The report also criticized senior Biden administration officials for issuing “wildly pollyannish statements about progress at the airport and the Taliban’s cooperation in carrying out the evacuation.”

The Biden administration also failed to secure agreements with any of Afghanistan’s neighbors that would allow the U.S. military to establish bases to allow for continued counterterrorism or intelligence, surveillance, and reconnaissance (ISR) operations against a resurgent al Qaeda and ISIS-K.

“To this day, we still have no such basing agreements with neighboring countries,” the report said.
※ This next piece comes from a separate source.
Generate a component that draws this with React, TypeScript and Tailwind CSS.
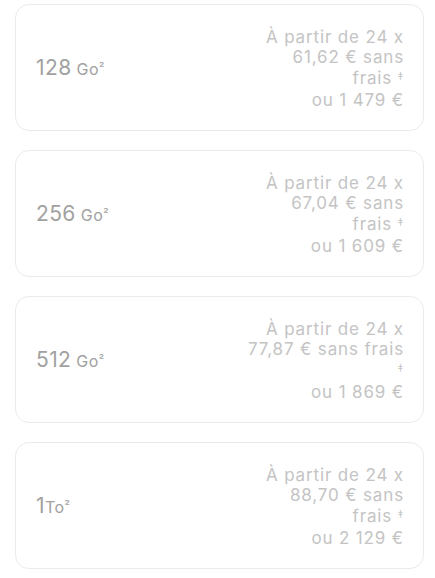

Republicans said Afghanistan has once again become a terrorist safe haven, as evidenced by al-Qaeda leader Ayman al Zawahiri’s recent killing in Kabul.

The report concluded:

President Biden has also repeatedly attempted to claim that these outcomes were unavoidable, saying in August 20201, “The idea that somehow there’s a way to have gotten out without chaos ensuing, I don’t know how that happens.” But those who have paid attention, especially those brave volunteers who stepped up and helped rescue thousands of vulnerable Afghans when the U.S. government was missing in action, know that this is not the truth.

Republicans on the committee are preparing to conduct a “much more thorough examination.” They said that attempts to receive documentation and transcribed interviews have been ignored by the State Department. Republicans are poised to use subpoena power to wrest control of those documents if they regain control of the House this November.